- **Written exercise**: Once the pictures are set aside, transcribe the remaining data exactly.

- **Given material**:

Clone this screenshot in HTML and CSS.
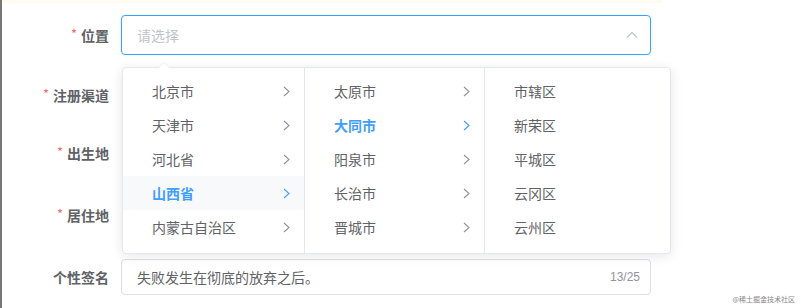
FILE: index.html
```html
<!DOCTYPE html>
<html lang="zh">
<head>
<meta charset="utf-8">
<link rel="stylesheet" href="styles.css">
</head>
<body>
<div class="page">
  <div class="topband"></div>
  <form class="form">
    <div class="row row-1">
      <label class="label"><span class="star">*</span>位置</label>
      <div class="select is-focus">
        <span class="placeholder">请选择</span>
        <svg class="up" width="12" height="8" viewBox="0 0 12 8"><polyline points="1,6.5 6,1.5 11,6.5" fill="none" stroke="#c0c4cc" stroke-width="1.3"/></svg>
      </div>
    </div>
    <div class="row row-2">
      <label class="label"><span class="star">*</span>注册渠道</label>
    </div>
    <div class="row row-3">
      <label class="label"><span class="star">*</span>出生地</label>
    </div>
    <div class="row row-4">
      <label class="label"><span class="star">*</span>居住地</label>
    </div>
    <div class="row row-5">
      <label class="label">个性签名</label>
      <div class="input">
        <span class="value">失败发生在彻底的放弃之后。</span>
        <span class="count">13/25</span>
      </div>
    </div>

    <div class="cascader">
      <div class="arrow"></div>
      <ul class="menu menu-1">
        <li class="item">北京市<svg class="chev" width="7" height="11" viewBox="0 0 7 11"><polyline points="1,1 6,5.5 1,10" fill="none" stroke="currentColor" stroke-width="1.1"/></svg></li>
        <li class="item">天津市<svg class="chev" width="7" height="11" viewBox="0 0 7 11"><polyline points="1,1 6,5.5 1,10" fill="none" stroke="currentColor" stroke-width="1.1"/></svg></li>
        <li class="item">河北省<svg class="chev" width="7" height="11" viewBox="0 0 7 11"><polyline points="1,1 6,5.5 1,10" fill="none" stroke="currentColor" stroke-width="1.1"/></svg></li>
        <li class="item active hover">山西省<svg class="chev" width="7" height="11" viewBox="0 0 7 11"><polyline points="1,1 6,5.5 1,10" fill="none" stroke="currentColor" stroke-width="1.1"/></svg></li>
        <li class="item">内蒙古自治区<svg class="chev" width="7" height="11" viewBox="0 0 7 11"><polyline points="1,1 6,5.5 1,10" fill="none" stroke="currentColor" stroke-width="1.1"/></svg></li>
      </ul>
      <ul class="menu menu-2">
        <li class="item">太原市<svg class="chev" width="7" height="11" viewBox="0 0 7 11"><polyline points="1,1 6,5.5 1,10" fill="none" stroke="currentColor" stroke-width="1.1"/></svg></li>
        <li class="item active">大同市<svg class="chev" width="7" height="11" viewBox="0 0 7 11"><polyline points="1,1 6,5.5 1,10" fill="none" stroke="currentColor" stroke-width="1.1"/></svg></li>
        <li class="item">阳泉市<svg class="chev" width="7" height="11" viewBox="0 0 7 11"><polyline points="1,1 6,5.5 1,10" fill="none" stroke="currentColor" stroke-width="1.1"/></svg></li>
        <li class="item">长治市<svg class="chev" width="7" height="11" viewBox="0 0 7 11"><polyline points="1,1 6,5.5 1,10" fill="none" stroke="currentColor" stroke-width="1.1"/></svg></li>
        <li class="item">晋城市<svg class="chev" width="7" height="11" viewBox="0 0 7 11"><polyline points="1,1 6,5.5 1,10" fill="none" stroke="currentColor" stroke-width="1.1"/></svg></li>
      </ul>
      <ul class="menu menu-3">
        <li class="item">市辖区</li>
        <li class="item">新荣区</li>
        <li class="item">平城区</li>
        <li class="item">云冈区</li>
        <li class="item">云州区</li>
      </ul>
    </div>
  </form>
  <div class="watermark">@稀土掘金技术社区</div>
</div>
</body>
</html>
```

FILE: styles.css
```css
* { box-sizing: border-box; }
html, body { margin: 0; padding: 0; background: #fff; }
body {
  font-family: "Noto Sans CJK SC", "Liberation Sans", sans-serif;
  font-size: 14px;
  color: #606266;
}
.page {
  position: relative;
  width: 801px;
  height: 308px;
  border-left: 2px solid #777;
  overflow: hidden;
}
.topband {
  height: 3px;
  background: #fffbf0;
  width: 660px;
}
.form {
  position: relative;
  margin: 0;
  padding-top: 12px;
}
.row {
  display: flex;
  align-items: center;
  height: 40px;
}
.row-2 { margin-top: 20px; }
.row-3 { margin-top: 18px; }
.row-4 { margin-top: 22px; }
.row-5 { margin-top: 24px; height: 36px; }
.label {
  width: 107px;
  text-align: right;
  font-weight: 700;
  color: #606266;
  font-size: 14px;
  flex: none;
}
.star {
  color: #f56c6c;
  font-weight: 400;
  margin-right: 4px;
  font-size: 13px;
  position: relative;
  top: -2px;
}
.select, .input {
  margin-left: 12px;
  width: 530px;
  display: flex;
  align-items: center;
  border: 1px solid #dcdfe6;
  border-radius: 4px;
  padding: 0 12px 0 15px;
}
.select {
  height: 40px;
}
.select.is-focus {
  border-color: #409eff;
  box-shadow: 0 0 2px rgba(100, 220, 255, 0.35);
}
.placeholder { color: #c0c4cc; flex: 1; }
.input { height: 36px; padding-right: 10px; }
.value { flex: 1; color: #606266; }
.count {
  font-family: "Liberation Sans", sans-serif;
  font-size: 12px;
  color: #909399;
}
.cascader {
  position: absolute;
  left: 120px;
  top: 64px;
  display: flex;
  background: #fff;
  border: 1px solid #e4e7ed;
  border-radius: 4px;
  box-shadow: 0 2px 12px 0 rgba(0, 0, 0, 0.1);
}
.arrow {
  position: absolute;
  top: -6px;
  left: 35px;
  width: 0;
  height: 0;
  border: 6px solid transparent;
  border-top-width: 0;
  border-bottom-color: #ebeef5;
}
.arrow::after {
  content: "";
  position: absolute;
  top: 1px;
  left: -6px;
  border: 6px solid transparent;
  border-top-width: 0;
  border-bottom-color: #fff;
}
.menu {
  list-style: none;
  margin: 0;
  padding: 6px 0;
  height: 185px;
  overflow: hidden;
  border-right: 1px solid #e4e7ed;
}
.menu-1 { width: 182px; }
.menu-2 { width: 180px; }
.menu-3 { width: 185px; border-right: none; }
.item {
  display: flex;
  align-items: center;
  height: 34px;
  padding: 0 14px 0 29px;
  color: #606266;
  white-space: nowrap;
}
.chev { margin-left: auto; color: #909399; }
.item.active { color: #409eff; font-weight: 700; }
.item.active .chev { color: #409eff; }
.item.hover { background: #f8f9fb; }
.watermark {
  position: absolute;
  right: 6px;
  bottom: 4px;
  font-size: 7px;
  color: #888;
}
```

- **Task response**:
Clone this screenshot in HTML and CSS.
FILE: index.html
```html
<!DOCTYPE html>
<html lang="zh">
<head>
<meta charset="utf-8">
<link rel="stylesheet" href="styles.css">
</head>
<body>
<div class="page">
  <div class="topband"></div>
  <form class="form">
    <div class="row row-1">
      <label class="label"><span class="star">*</span>位置</label>
      <div class="select is-focus">
        <span class="placeholder">请选择</span>
        <svg class="up" width="12" height="8" viewBox="0 0 12 8"><polyline points="1,6.5 6,1.5 11,6.5" fill="none" stroke="#c0c4cc" stroke-width="1.3"/></svg>
      </div>
    </div>
    <div class="row row-2">
      <label class="label"><span class="star">*</span>注册渠道</label>
    </div>
    <div class="row row-3">
      <label class="label"><span class="star">*</span>出生地</label>
    </div>
    <div class="row row-4">
      <label class="label"><span class="star">*</span>居住地</label>
    </div>
    <div class="row row-5">
      <label class="label">个性签名</label>
      <div class="input">
        <span class="value">失败发生在彻底的放弃之后。</span>
        <span class="count">13/25</span>
      </div>
    </div>

    <div class="cascader">
      <div class="arrow"></div>
      <ul class="menu menu-1">
        <li class="item">北京市<svg class="chev" width="7" height="11" viewBox="0 0 7 11"><polyline points="1,1 6,5.5 1,10" fill="none" stroke="currentColor" stroke-width="1.1"/></svg></li>
        <li class="item">天津市<svg class="chev" width="7" height="11" viewBox="0 0 7 11"><polyline points="1,1 6,5.5 1,10" fill="none" stroke="currentColor" stroke-width="1.1"/></svg></li>
        <li class="item">河北省<svg class="chev" width="7" height="11" viewBox="0 0 7 11"><polyline points="1,1 6,5.5 1,10" fill="none" stroke="currentColor" stroke-width="1.1"/></svg></li>
        <li class="item active hover">山西省<svg class="chev" width="7" height="11" viewBox="0 0 7 11"><polyline points="1,1 6,5.5 1,10" fill="none" stroke="currentColor" stroke-width="1.1"/></svg></li>
        <li class="item">内蒙古自治区<svg class="chev" width="7" height="11" viewBox="0 0 7 11"><polyline points="1,1 6,5.5 1,10" fill="none" stroke="currentColor" stroke-width="1.1"/></svg></li>
      </ul>
      <ul class="menu menu-2">
        <li class="item">太原市<svg class="chev" width="7" height="11" viewBox="0 0 7 11"><polyline points="1,1 6,5.5 1,10" fill="none" stroke="currentColor" stroke-width="1.1"/></svg></li>
        <li class="item active">大同市<svg class="chev" width="7" height="11" viewBox="0 0 7 11"><polyline points="1,1 6,5.5 1,10" fill="none" stroke="currentColor" stroke-width="1.1"/></svg></li>
        <li class="item">阳泉市<svg class="chev" width="7" height="11" viewBox="0 0 7 11"><polyline points="1,1 6,5.5 1,10" fill="none" stroke="currentColor" stroke-width="1.1"/></svg></li>
        <li class="item">长治市<svg class="chev" width="7" height="11" viewBox="0 0 7 11"><polyline points="1,1 6,5.5 1,10" fill="none" stroke="currentColor" stroke-width="1.1"/></svg></li>
        <li class="item">晋城市<svg class="chev" width="7" height="11" viewBox="0 0 7 11"><polyline points="1,1 6,5.5 1,10" fill="none" stroke="currentColor" stroke-width="1.1"/></svg></li>
      </ul>
      <ul class="menu menu-3">
        <li class="item">市辖区</li>
        <li class="item">新荣区</li>
        <li class="item">平城区</li>
        <li class="item">云冈区</li>
        <li class="item">云州区</li>
      </ul>
    </div>
  </form>
  <div class="watermark">@稀土掘金技术社区</div>
</div>
</body>
</html>
```

FILE: styles.css
```css
* { box-sizing: border-box; }
html, body { margin: 0; padding: 0; background: #fff; }
body {
  font-family: "Noto Sans CJK SC", "Liberation Sans", sans-serif;
  font-size: 14px;
  color: #606266;
}
.page {
  position: relative;
  width: 801px;
  height: 308px;
  border-left: 2px solid #777;
  overflow: hidden;
}
.topband {
  height: 3px;
  background: #fffbf0;
  width: 660px;
}
.form {
  position: relative;
  margin: 0;
  padding-top: 12px;
}
.row {
  display: flex;
  align-items: center;
  height: 40px;
}
.row-2 { margin-top: 20px; }
.row-3 { margin-top: 18px; }
.row-4 { margin-top: 22px; }
.row-5 { margin-top: 24px; height: 36px; }
.label {
  width: 107px;
  text-align: right;
  font-weight: 700;
  color: #606266;
  font-size: 14px;
  flex: none;
}
.star {
  color: #f56c6c;
  font-weight: 400;
  margin-right: 4px;
  font-size: 13px;
  position: relative;
  top: -2px;
}
.select, .input {
  margin-left: 12px;
  width: 530px;
  display: flex;
  align-items: center;
  border: 1px solid #dcdfe6;
  border-radius: 4px;
  padding: 0 12px 0 15px;
}
.select {
  height: 40px;
}
.select.is-focus {
  border-color: #409eff;
  box-shadow: 0 0 2px rgba(100, 220, 255, 0.35);
}
.placeholder { color: #c0c4cc; flex: 1; }
.input { height: 36px; padding-right: 10px; }
.value { flex: 1; color: #606266; }
.count {
  font-family: "Liberation Sans", sans-serif;
  font-size: 12px;
  color: #909399;
}
.cascader {
  position: absolute;
  left: 120px;
  top: 64px;
  display: flex;
  background: #fff;
  border: 1px solid #e4e7ed;
  border-radius: 4px;
  box-shadow: 0 2px 12px 0 rgba(0, 0, 0, 0.1);
}
.arrow {
  position: absolute;
  top: -6px;
  left: 35px;
  width: 0;
  height: 0;
  border: 6px solid transparent;
  border-top-width: 0;
  border-bottom-color: #ebeef5;
}
.arrow::after {
  content: "";
  position: absolute;
  top: 1px;
  left: -6px;
  border: 6px solid transparent;
  border-top-width: 0;
  border-bottom-color: #fff;
}
.menu {
  list-style: none;
  margin: 0;
  padding: 6px 0;
  height: 185px;
  overflow: hidden;
  border-right: 1px solid #e4e7ed;
}
.menu-1 { width: 182px; }
.menu-2 { width: 180px; }
.menu-3 { width: 185px; border-right: none; }
.item {
  display: flex;
  align-items: center;
  height: 34px;
  padding: 0 14px 0 29px;
  color: #606266;
  white-space: nowrap;
}
.chev { margin-left: auto; color: #909399; }
.item.active { color: #409eff; font-weight: 700; }
.item.active .chev { color: #409eff; }
.item.hover { background: #f8f9fb; }
.watermark {
  position: absolute;
  right: 6px;
  bottom: 4px;
  font-size: 7px;
  color: #888;
}
```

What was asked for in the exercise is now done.